Before the 1970 sunshine reforms things were far easier. With all the relevant committees functioning in executive (closed-door) session, legislators felt comfortable with passing reasonable increases.
And by working in secret, Congress maintained a sense of grandeur.
Consider: In 1793, the deliberations to fund the Capitol were held in tiny closed-door committees – resulting in the century long construction of a national icon. Also consider: In the 1900s members’ office buildings went up in marble and chrome, with lush lobbies and extravagant details – luxuries most citizens are comfortable with. Also the result of cloistered deliberations.

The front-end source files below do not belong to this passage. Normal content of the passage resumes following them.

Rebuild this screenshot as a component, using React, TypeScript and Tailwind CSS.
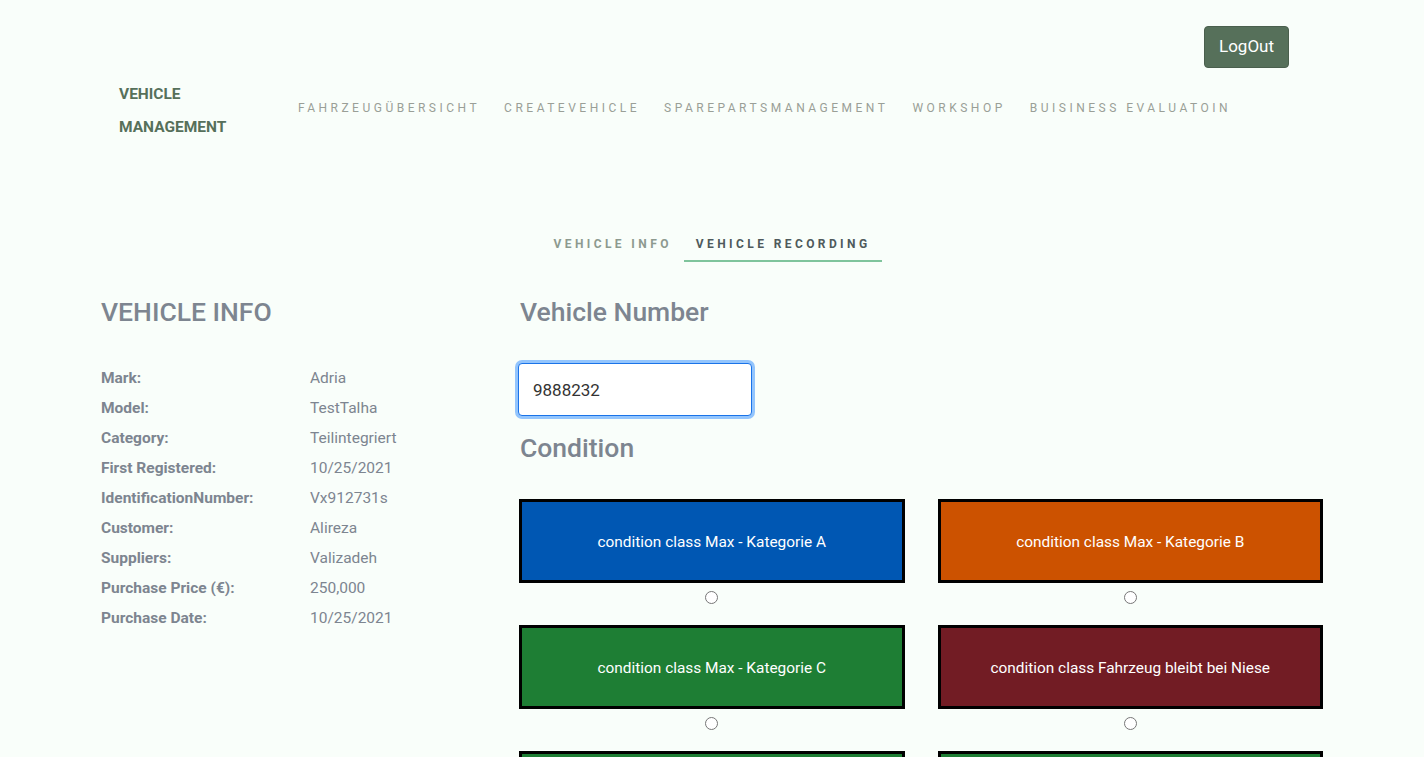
import React from 'react';

const navItems = ['FAHRZEUGÜBERSICHT', 'CREATEVEHICLE', 'SPAREPARTSMANAGEMENT', 'WORKSHOP', 'BUISINESS EVALUATOIN'];

const info: [string, string][] = [
  ['Mark:', 'Adria'],
  ['Model:', 'TestTalha'],
  ['Category:', 'Teilintegriert'],
  ['First Registered:', '10/25/2021'],
  ['IdentificationNumber:', 'Vx912731s'],
  ['Customer:', 'Alireza'],
  ['Suppliers:', 'Valizadeh'],
  ['Purchase Price (€):', '250,000'],
  ['Purchase Date:', '10/25/2021'],
];

const conditions = [
  { label: 'condition class Max - Kategorie A', bg: 'bg-[#0057b3]' },
  { label: 'condition class Max - Kategorie B', bg: 'bg-[#cc5200]' },
  { label: 'condition class Max - Kategorie C', bg: 'bg-[#1e7e34]' },
  { label: 'condition class Fahrzeug bleibt bei Niese', bg: 'bg-[#721c24]' },
  { label: 'condition class Max - Kategorie D', bg: 'bg-[#1e7e34]' },
  { label: 'condition class Max - Kategorie E', bg: 'bg-[#1e7e34]' },
];

export default function App() {
  return (
    <div className="h-[757px] overflow-hidden bg-[#f9fefa] font-['Roboto',sans-serif]">
      {/* Header */}
      <header className="pt-[26px]">
        <div className="flex justify-end pr-[135px]">
          <button className="h-[42px] w-[85px] rounded-[4px] border border-[#4a5f4d] bg-[#56705a] text-[17px] text-white">
            LogOut
          </button>
        </div>
        <div className="mt-[10px] flex items-start pl-[119px]">
          <div className="w-[179px] text-[15.5px] font-bold leading-[33px] text-[#56705a]">
            <div>VEHICLE</div>
            <div>MANAGEMENT</div>
          </div>
          <nav className="mt-[21px] flex items-center gap-[24px]">
            {navItems.map((item) => (
              <a key={item} className="text-[12px] leading-[18px] tracking-[3.5px] text-[#9a9f97]">
                {item}
              </a>
            ))}
          </nav>
        </div>
      </header>

      {/* Tabs */}
      <div className="mt-[91px] flex justify-center">
        <div className="flex">
          <div className="border-b-2 border-transparent px-[12px] pb-[7px] text-[12px] font-bold leading-[18px] tracking-[3.4px] text-[#8d9a8f]">
            VEHICLE INFO
          </div>
          <div className="border-b-2 border-[#7fc49c] px-[12px] pb-[7px] text-[12px] font-bold leading-[18px] tracking-[3.4px] text-[#4f5a5c]">
            VEHICLE RECORDING
          </div>
        </div>
      </div>

      {/* Content */}
      <div className="mt-[35px] flex pl-[101px]">
        <div className="w-[419px]">
          <h2 className="text-[26.5px] font-medium leading-[30px] text-[#7d8590]">VEHICLE INFO</h2>
          <div className="mt-[37px] flex flex-col">
            {info.map(([k, v]) => (
              <div key={k} className="flex h-[30px] items-center text-[15.5px] text-[#7d8590]">
                <span className="w-[209px] font-bold">{k}</span>
                <span>{v}</span>
              </div>
            ))}
          </div>
        </div>

        <div className="w-[803px]">
          <h2 className="text-[26.5px] font-medium leading-[30px] text-[#7d8590]">Vehicle Number</h2>
          <input
            defaultValue="9888232"
            className="mt-[36px] -ml-[2px] h-[53px] w-[234px] rounded-[4px] border border-[#1a73e8] bg-white px-[14px] text-[17px] text-[#333] outline-none ring-[3px] ring-[#93c5fd]"
          />
          <h2 className="mt-[17px] text-[26.5px] font-medium leading-[30px] text-[#7d8590]">Condition</h2>
          <div className="mt-[36px] -ml-[1px] grid grid-cols-2 gap-x-[33px] gap-y-[21px]">
            {conditions.map((c) => (
              <div key={c.label} className="flex flex-col items-center">
                <div className={`flex h-[84px] w-full items-center justify-center border-[3px] border-black pt-[3px] ${c.bg} text-[15.4px] text-white`}>
                  {c.label}
                </div>
                <input type="radio" name="condition" className="mt-[8px] h-[13px] w-[13px]" />
              </div>
            ))}
          </div>
        </div>
      </div>
    </div>
  );
}
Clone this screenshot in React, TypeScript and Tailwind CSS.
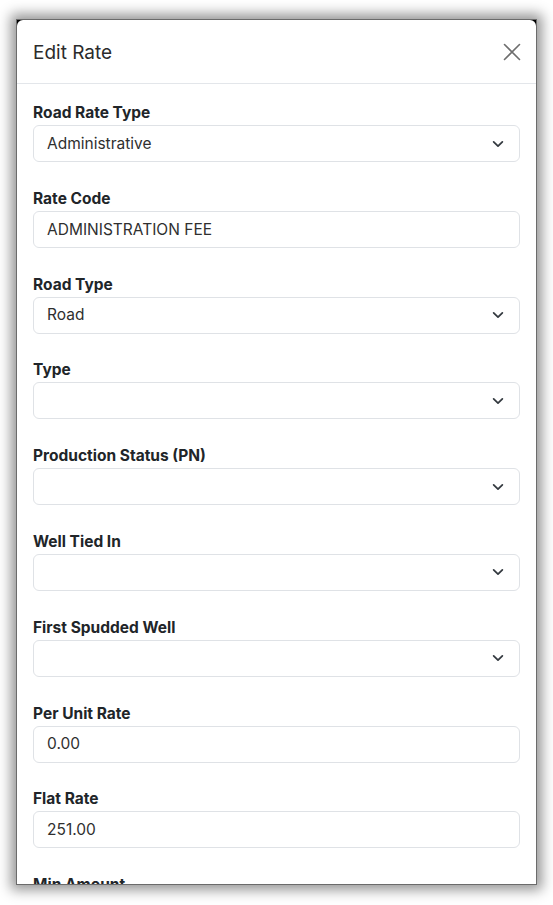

Yet today, working in the sunshine, Congress would be hard pressed to raise the funds to build a tent. Inaction and public declarations of frugality rule the day.
Understandably, readers may worry about Congress acting behind closed doors. But, happily there is little evidence members would readily fill their pockets with tax dollars if they were free from prying eyes. Indeed, for the better part of US history, this sheltering secrecy has proved nothing but beneficial. Before 1970, Congress was able to keep pace with lobbyists and business. (And a number of scholars argue that transparency is driving the fifty-year rise in campaign finance and lobbying).
Funding Congress – and even the government itself – is a problem fueled by transparency. Smoke filled rooms built the Capitol and funded our government through war and peace.
Permitting our legislators to draw the strings of the federal purse in secret does not shelter them from the voter’s wrath, but it does allow us to attract the best and the brightest away from K-street and back to the Hill.